Dolly Curtis' New York accent is one you may recognize. And the Easton resident had an experience at a recent July 4 fireworks show that confirmed this. "I sat next to these people," the 68-year-old broadcaster said, "and they heard my voice and they went, 'We were just listening to you in the kitchen.' And they go, 'We listen to you every week and we get a lot of ideas for things to do.' "
They were referring to the 20-minute segment she does for WICC 600AM called "Dolly's Quick Take on the Weekend." It airs Fridays just after 6 p.m. Dolly says she tries to find inexpensive things for families to do in these tough economic times.
Dolly has had more careers in one life than most people could have in several, and being in radio is her latest occupational passion.
Three years ago, she started a show called "Back Stage Buzz" with set and lighting designer Leo Meyer. It airs on Sundays at 10 p.m. on WPKN (89.5FM).
Though she doesn't have a theater background, she loves going to plays and is active in the theater community. She goes to two to three shows a week with Leo and does commentary on performances and people for her radio audience.

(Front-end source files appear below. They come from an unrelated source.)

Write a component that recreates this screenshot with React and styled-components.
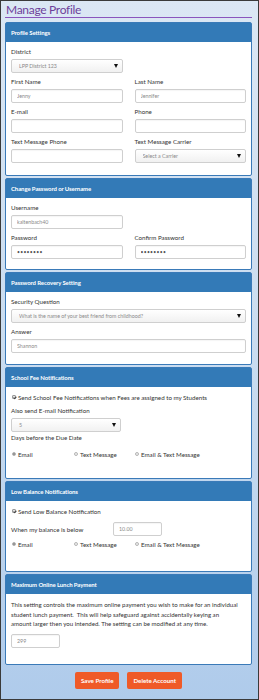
import React from "react";
import styled, { createGlobalStyle } from "styled-components";

const GlobalStyle = createGlobalStyle`
  html, body {
    margin: 0;
    padding: 0;
  }
  body {
    font-family: Lato, "Liberation Sans", sans-serif;
  }
  * {
    box-sizing: border-box;
  }
`;

const Page = styled.div`
  width: 259px;
  height: 700px;
  border: 1px solid #3a3a3a;
  background: linear-gradient(#dbe7f4, #c6daef 60%, #afcbeb);
  padding: 0 6px 0 4px;
  display: flex;
  flex-direction: column;
  overflow: hidden;
`;

const Title = styled.h1`
  margin: 0;
  height: 17px;
  padding-left: 1px;
  font-size: 12px;
  line-height: 18px;
  font-weight: 400;
  color: #6e3f9a;
  border-bottom: 1px solid #8a55bd;
  letter-spacing: -0.3px;
`;

const Panel = styled.section`
  margin-top: ${(p) => p.top || 2}px;
  background: #fff;
  border: 1px solid #3a7ab8;
  border-radius: 2px;
`;

const PanelHead = styled.div`
  height: 19px;
  background: #337ab7;
  color: #fff;
  font-size: 6px;
  font-weight: 700;
  display: flex;
  align-items: center;
  padding-left: 5px;
  letter-spacing: -0.1px;
`;

const PanelBody = styled.div`
  padding: ${(p) => p.pt || 5}px 5px ${(p) => p.pb || 12}px 5px;
  display: flex;
  flex-direction: column;
  gap: 4px;
`;

const Grid = styled.div`
  display: grid;
  grid-template-columns: ${(p) => (p.full ? "1fr" : "1fr 1fr")};
  column-gap: 12px;
`;

const Field = styled.div`
  display: flex;
  flex-direction: column;
`;

const Label = styled.label`
  display: block;
  height: 10px;
  line-height: 10px;
  margin-bottom: 2px;
  font-size: 6.2px;
  color: #333;
`;

const Input = styled.input`
  display: block;
  height: 14px;
  width: ${(p) => (p.w ? `${p.w}px` : "100%")};
  margin: 0;
  border: 1px solid #cfcfcf;
  border-radius: 2px;
  padding: 0 5px;
  font-family: inherit;
  font-size: 5.3px;
  color: #8a8a8a;
  background: #fff;
  outline: none;
  box-shadow: inset 0 1px 1px rgba(0, 0, 0, 0.04);
  &[type="password"] {
    font-size: 5px;
    letter-spacing: 0.3px;
    color: #555;
  }
`;

const SelectWrap = styled.div`
  position: relative;
  height: 14px;
  width: ${(p) => (p.w ? `${p.w}px` : "100%")};
`;

const Select = styled.select`
  display: block;
  appearance: none;
  width: 100%;
  height: 14px;
  margin: 0;
  border: 1px solid #cfcfcf;
  border-radius: 2px;
  padding: 0 0 0 7px;
  font-family: inherit;
  font-size: 5.3px;
  line-height: 12px;
  color: #8a8a8a;
  background: linear-gradient(#fff, #f1f1f1);
  outline: none;
`;

const Caret = styled.span`
  position: absolute;
  right: 5px;
  top: 5px;
  width: 0;
  height: 0;
  border-left: 2.5px solid transparent;
  border-right: 2.5px solid transparent;
  border-top: 4px solid #111;
  pointer-events: none;
`;

const Line = styled.div`
  height: 10px;
  display: flex;
  align-items: center;
  gap: 2px;
  font-size: 6.2px;
  color: #333;
`;

const BalanceRow = styled.div`
  display: grid;
  grid-template-columns: 102px 49px;
  align-items: center;
  height: 10px;
  margin-top: 2px;
  font-size: 6.2px;
  color: #333;
`;

const Check = styled.span`
  position: relative;
  width: 4px;
  height: 4px;
  margin-left: 1px;
  border: 1px solid #9a9a9a;
  background: #e2e2e2;
  border-radius: 1px;
  &::after {
    content: "";
    position: absolute;
    left: 0.5px;
    top: -0.5px;
    width: 1px;
    height: 2px;
    border-right: 0.8px solid #444;
    border-bottom: 0.8px solid #444;
    transform: rotate(45deg);
  }
`;

const RadioRow = styled.div`
  display: grid;
  grid-template-columns: 62px 61px auto;
  height: 10px;
  align-items: center;
  margin-top: 3px;
`;

const RadioItem = styled.span`
  display: flex;
  align-items: center;
  gap: 2px;
  font-size: 6.2px;
  color: #333;
`;

const Radio = styled.span`
  width: 4px;
  height: 4px;
  margin-left: 1px;
  border-radius: 50%;
  border: 1px solid #b5b5b5;
  background: ${(p) => (p.on ? "#8c8c8c" : "#eee")};
`;

const Para = styled.p`
  margin: 0;
  font-size: 6.1px;
  line-height: 9.5px;
  color: #333;
`;

const Buttons = styled.div`
  margin-top: 7px;
  display: flex;
  justify-content: center;
  gap: 8px;
`;

const Button = styled.button`
  height: 17px;
  padding: 0 6px;
  border: none;
  border-radius: 2px;
  background: #ef5a28;
  color: #fff;
  font-family: inherit;
  font-size: 6.2px;
  font-weight: 700;
`;

const SelectBox = ({ w, value }) => (
  <SelectWrap w={w}>
    <Select defaultValue={value}>
      <option>{value}</option>
    </Select>
    <Caret />
  </SelectWrap>
);

const Radios = () => (
  <RadioRow>
    <RadioItem>
      <Radio on />
      Email
    </RadioItem>
    <RadioItem>
      <Radio />
      Text Message
    </RadioItem>
    <RadioItem>
      <Radio />
      Email &amp; Text Message
    </RadioItem>
  </RadioRow>
);

export default function App() {
  return (
    <Page>
      <GlobalStyle />
      <Title>Manage Profile</Title>

      <Panel top={4}>
        <PanelHead>Profile Settings</PanelHead>
        <PanelBody>
          <Grid>
            <Field>
              <Label>District</Label>
              <SelectBox value="LPP District 123" />
            </Field>
          </Grid>
          <Grid>
            <Field>
              <Label>First Name</Label>
              <Input defaultValue="Jenny" />
            </Field>
            <Field>
              <Label>Last Name</Label>
              <Input defaultValue="Jennifer" />
            </Field>
          </Grid>
          <Grid>
            <Field>
              <Label>E-mail</Label>
              <Input />
            </Field>
            <Field>
              <Label>Phone</Label>
              <Input />
            </Field>
          </Grid>
          <Grid>
            <Field>
              <Label>Text Message Phone</Label>
              <Input />
            </Field>
            <Field>
              <Label>Text Message Carrier</Label>
              <SelectBox value="Select a Carrier" />
            </Field>
          </Grid>
        </PanelBody>
      </Panel>

      <Panel>
        <PanelHead>Change Password or Username</PanelHead>
        <PanelBody pb={10}>
          <Grid>
            <Field>
              <Label>Username</Label>
              <Input defaultValue="kaltenbach40" />
            </Field>
          </Grid>
          <Grid>
            <Field>
              <Label>Password</Label>
              <Input type="password" defaultValue="12345678" />
            </Field>
            <Field>
              <Label>Confirm Password</Label>
              <Input type="password" defaultValue="12345678" />
            </Field>
          </Grid>
        </PanelBody>
      </Panel>

      <Panel>
        <PanelHead>Password Recovery Setting</PanelHead>
        <PanelBody pb={11}>
          <Grid full>
            <Field>
              <Label>Security Question</Label>
              <SelectBox value="What is the name of your best friend from childhood?" />
            </Field>
          </Grid>
          <Grid full>
            <Field>
              <Label>Answer</Label>
              <Input defaultValue="Shannon" />
            </Field>
          </Grid>
        </PanelBody>
      </Panel>

      <Panel>
        <PanelHead>School Fee Notifications</PanelHead>
        <PanelBody pb={19}>
          <Line>
            <Check />
            Send School Fee Notifications when Fees are assigned to my Students
          </Line>
          <Field>
            <Label>Also send E-mail Notification</Label>
            <SelectBox w={110} value="5" />
            <Line>Days before the Due Date</Line>
          </Field>
          <Radios />
        </PanelBody>
      </Panel>

      <Panel>
        <PanelHead>Low Balance Notifications</PanelHead>
        <PanelBody pb={22}>
          <Line>
            <Check />
            Send Low Balance Notification
          </Line>
          <BalanceRow>
            <span>When my balance is below</span>
            <Input w={49} defaultValue="10.00" />
          </BalanceRow>
          <Radios />
        </PanelBody>
      </Panel>

      <Panel>
        <PanelHead>Maximum Online Lunch Payment</PanelHead>
        <PanelBody pt={6} pb={16}>
          <Para>
            This setting controls the maximum online payment you wish to make
            for an individual
            <br />
            student lunch payment. &nbsp;This will help safeguard against
            accidentally keying an
            <br />
            amount larger then you intended. The setting can be modified at any
            time.
          </Para>
          <Input w={49} defaultValue="299" style={{ marginTop: 1 }} />
        </PanelBody>
      </Panel>

      <Buttons>
        <Button>Save Profile</Button>
        <Button>Delete Account</Button>
      </Buttons>
    </Page>
  );
}
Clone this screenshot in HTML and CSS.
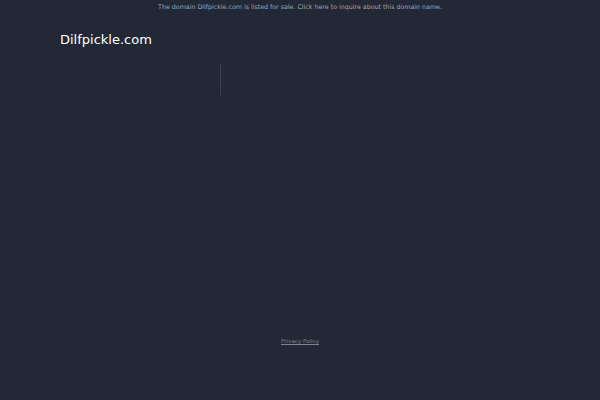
FILE: index.html
```html
<!DOCTYPE html>
<html>
<head>
<meta charset="utf-8">
<link rel="stylesheet" href="styles.css">
</head>
<body>
<div class="topbar">The domain Dilfpickle.com is listed for sale. Click here to inquire about this domain name.</div>
<div class="header"><span class="title">Dilfpickle.com</span></div>
<div class="content">
  <div class="left"></div>
  <div class="right"></div>
</div>
<div class="footer"><a class="privacy" href="#">Privacy Policy</a></div>
</body>
</html>
```
FILE: styles.css
```css
html, body {
  margin: 0;
  padding: 0;
  background: #222835;
  font-family: "DejaVu Sans", sans-serif;
  height: 100%;
}
.topbar {
  height: 14px;
  line-height: 14px;
  font-size: 6.3px;
  color: #a0a6b4;
  text-align: center;
}
.header {
  padding: 15px 0 0 60px;
  height: 34px;
}
.title {
  font-size: 13px;
  color: #ffffff;
  line-height: 18px;
}
.content {
  display: flex;
  padding-left: 60px;
  height: 32px;
}
.left {
  width: 160px;
  border-right: 1px solid #3a4050;
}
.footer {
  margin-top: 243px;
  text-align: center;
  font-size: 5.6px;
}
.privacy {
  color: #7d8494;
}
```
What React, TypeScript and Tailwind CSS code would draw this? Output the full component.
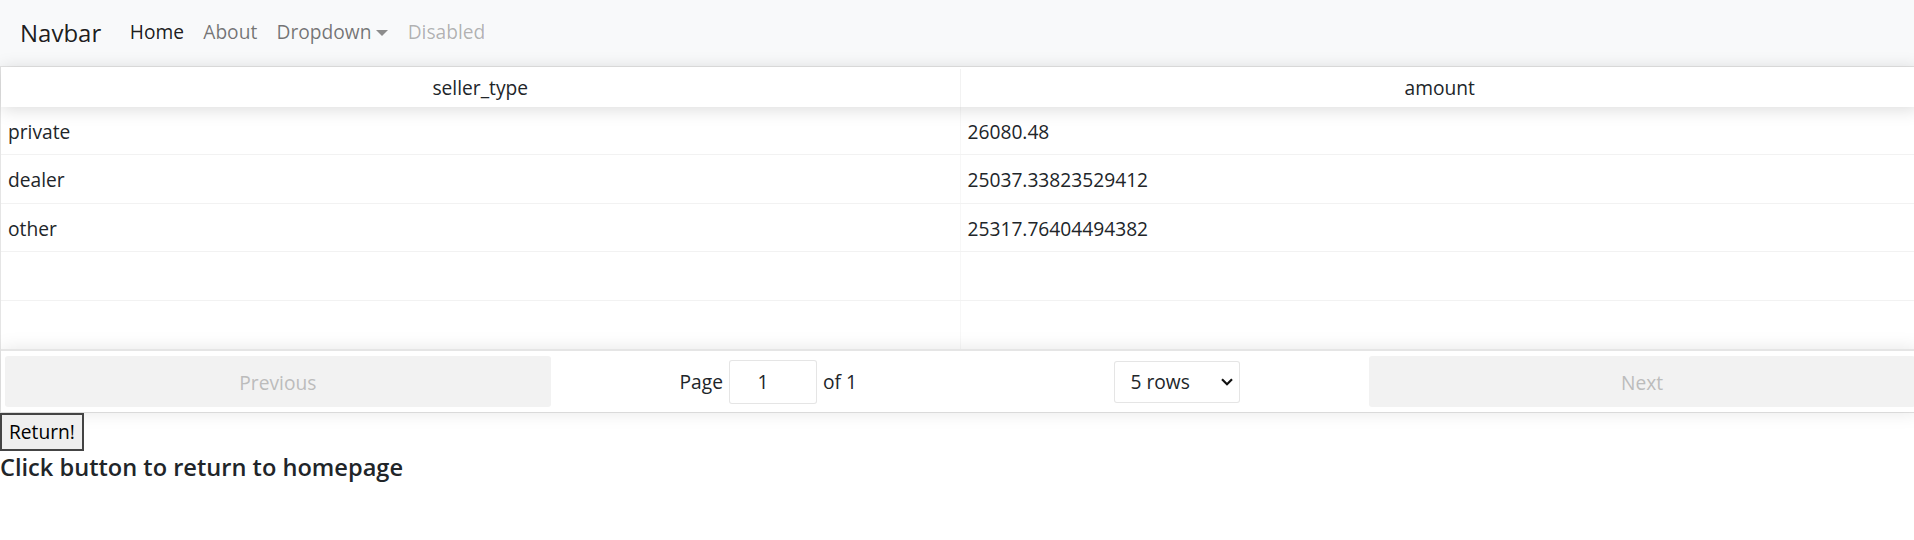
import React from "react"

const rows = [
  { seller_type: "private", amount: "26080.48" },
  { seller_type: "dealer", amount: "25037.33823529412" },
  { seller_type: "other", amount: "25317.76404494382" },
  { seller_type: "", amount: "" },
  { seller_type: "", amount: "" },
]

function NavBar() {
  return (
    <nav className="h-[66px] bg-[#f8f9fa] flex items-center px-[20px] pb-[1px]">
      <a className="text-[24px] leading-[36px] text-black/90 mr-[19px]">Navbar</a>
      <ul className="flex items-center text-[19.2px] leading-[28.8px]">
        <li className="px-[9.6px] text-black/90">Home</li>
        <li className="px-[9.6px] text-black/55">About</li>
        <li className="px-[9.6px] text-black/55 flex items-center">
          Dropdown
          <span className="ml-[5px] mt-[2px] border-x-[6px] border-x-transparent border-t-[6px] border-t-[#8c8c8c]" />
        </li>
        <li className="px-[9.6px] text-black/30">Disabled</li>
      </ul>
    </nav>
  )
}

function Pagination() {
  return (
    <div className="relative z-10 flex items-stretch border-t-2 border-black/10 py-[5px] px-[4px] shadow-[0_0_18px_0_rgba(0,0,0,0.1)] bg-white">
      <div className="flex-1">
        <button disabled className="w-full h-[51px] pt-[3px] rounded-[3px] bg-[#f2f2f2] text-[#bcbcbc]">
          Previous
        </button>
      </div>
      <div className="flex-[1.5] flex items-center justify-around pt-[2px]">
        <div className="flex items-center gap-[6px] whitespace-nowrap">
          <span>Page</span>
          <div className="w-[88px] h-[44px] rounded-[3px] border border-black/10 bg-white flex items-center justify-center pr-[20px]">
            1
          </div>
          <span>of 1</span>
        </div>
        <div className="w-[126px] h-[42px] rounded-[3px] border border-black/10 bg-white flex items-center justify-between pl-[15px] pr-[6px]">
          <span>5 rows</span>
          <svg width="12" height="8" viewBox="0 0 12 8" fill="none">
            <polyline points="1,1.2 6,6.2 11,1.2" stroke="#111" strokeWidth="2.2" />
          </svg>
        </div>
      </div>
      <div className="flex-1">
        <button disabled className="w-full h-[51px] pt-[3px] rounded-[3px] bg-[#f2f2f2] text-[#bcbcbc]">
          Next
        </button>
      </div>
    </div>
  )
}

export default function App() {
  return (
    <div className="w-full min-h-screen overflow-hidden bg-white text-[#212529] text-[19.2px] leading-[28.8px] font-['Open_Sans','Noto_Sans',sans-serif]">
      <NavBar />

      {/* table */}
      <div className="w-[1920px] border border-black/10 flex flex-col">
        <div className="relative z-10 flex h-[40px] pt-[2px] bg-white shadow-[0_2px_18px_0_rgba(0,0,0,0.15)]">
          <div className="flex-1 flex items-center justify-center border-r border-black/5">seller_type</div>
          <div className="flex-1 flex items-center justify-center">amount</div>
        </div>
        {rows.map((row, i) => (
          <div
            key={i}
            className={`flex h-[48.4px] ${i < rows.length - 1 ? "border-b border-black/5" : ""}`}
          >
            <div className="flex-1 flex items-center px-[7px] pt-[3px] border-r border-black/[0.03]">{row.seller_type}</div>
            <div className="flex-1 flex items-center px-[7px] pt-[3px]">{row.amount}</div>
          </div>
        ))}
        <Pagination />
      </div>

      <button className="relative z-10 block h-[38px] px-[7px] border-2 border-[#444] bg-[#efefef] text-black">
        Return!
      </button>
      <h5 className="mt-[2px] text-[23.6px] leading-[28.8px] font-semibold">Click button to return to homepage</h5>
    </div>
  )
}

Before moving to Easton 31 years ago so she could have space for a studio and her 35-foot loom, Dolly lived in Norwalk. Her landlord there admired her ability to tell stories for hours and always be entertaining. The landlord was a CBS cameraman and editor of the 11 p.m. news with Walter Cronkite. He and Curtis, 68, worked together for 23 years creating more than 300 "Dolly Curtis Interviews." They ran on the public access channels of six cable networks and featured interesting people throughout the area. And all were done for no pay.
"We tried a couple of shows [at first]. Like with the radio now, it starts to take over. You get good at it and people keep offering you more opportunities." She recently had the shows copied to DVDs to be available at local libraries.
As for all those careers, Dolly has been a social studies and English teacher, professional baton and fire twirler, founder of a twirling and dance school for 400 girls, textile artist, curator of art displays at the Easton Library, television host, Lyme disease advocate, photographer, theater usher and most recently -- radio personality. And the best was saved for last.
Commenting on her on-air work, Dolly exclaimed: "I was born to do this!"